Whitney had all the emotions of a normal person, just expressed differently. The art was in the interpretation. Thanks to one of the ARC supervisors, Brenda, we reconfigured our perceptions. Whitney was not a handicapped daughter. She was a person who needed a lot of help with daily living.

After that, we took in a Spokane Chiefs hockey game. The "wow" of entering such a big room with so many bright lights and announcer blaring confused her for a spell, but we put our heads together and talked about where we were and that it was okay.

If Whitney heard the Paratransit rig's backup alarm, she would protest vociferously until someone put her coat on and let her go for a ride.

In their youth, her brothers Matt and Morgan were in Salt & Light Music Ministry, which would visit Whitney if touring in the Spokane area. For the brothers, it was a special visit with their sister because their friends got to meet this powerless, frail little girl who, by simply existing, turned the spotlight inward. "Have you ever met an angel? I have," Madeline Cavazos would later write of her 2006 visit. "Whitney and people like Whitney are perfect. They were untouched by everything evil in the world. ...Their bodies and minds were not like ours, and so they made up for it by being perfect, their hearts being perfect on the inside."

At her home in the Spokane Valley, she made deep, lasting impressions as a compassionate human being. Brenda tells the story: "I had passed by that client's [Whitney's] bedroom door a second time that morning and saw Rose (whose best friend had just died) doing the client's hair. She was cooing to her softly about how thick and gorgeous her hair was and how it reminded her of her friend's... a hitch caught in her voice when she couldn't complete the sentence. I stopped before fully passing the door of the bedroom, thinking maybe work wasn't the best place for her after all. I stood and watched from the doorway to see if she would just need to take a moment, or if she needed to take the rest of the day off.

"And then one of those amazing snapshots came," Brenda wrote. "Whitney stopped her perpetual motion, looked directly at Rose's face, reached out one of her constantly moving hands and softly caressed Rose's cheek, just like a mother to a child in despair. Suddenly, I was again breathless.

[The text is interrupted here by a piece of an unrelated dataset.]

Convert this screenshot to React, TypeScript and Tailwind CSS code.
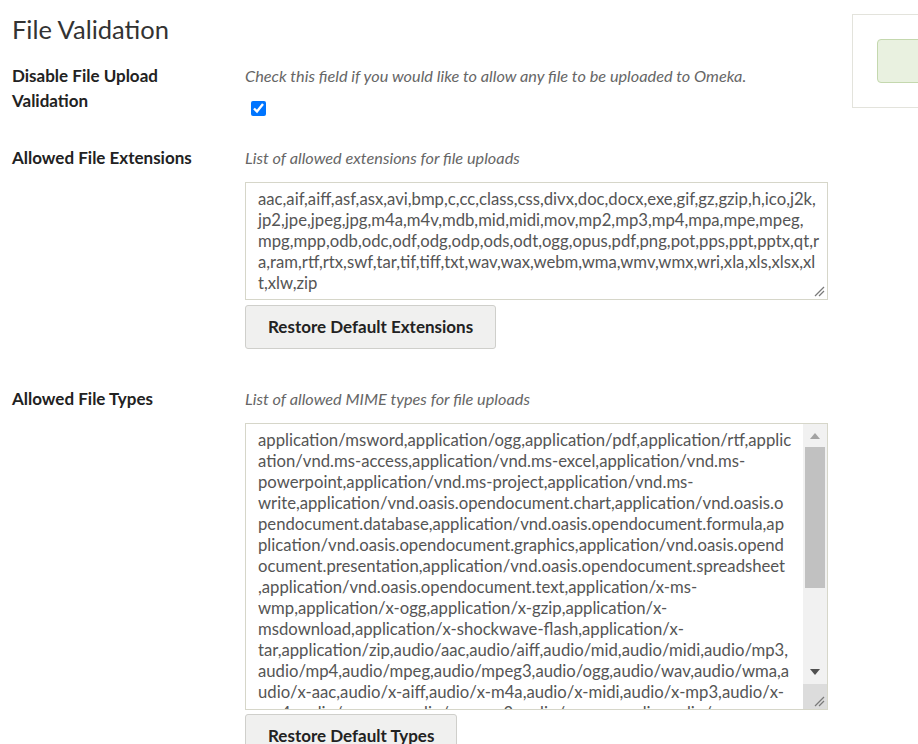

Tears burned my eyes as they filled and overflowed, tracing warm paths down my awestruck face."

In "The Power of the Powerless," Christopher de Vinck's inspirational book about his disabled brother Oliver, de Vinck writes that Oliver "still remains the weakest, most helpless human being I ever met, and yet he was one of the most powerful human beings I ever met. He could do absolutely nothing except breathe, sleep, eat, and yet he was responsible for action, love, courage, insight."

Whitney wasn't supposed to live more than a year. But the light that burned inside her, that kept her in perpetual motion playing with musical keyboards when seated in her wheelchair, burned for 34 bonus years. In those years she touched many people in profound ways and is now flying unfettered across the Heavens.

My dear wife Charlotte put it best: "Her voice is now on the breeze, her smile is the sunshine, her laughter is the babbling brook, the twinkle of her eyes are the sparkles bouncing across the water and her happiness is all shades of the rainbow. Ssshhh...if you are quiet, you can hear her dancing across the clouds."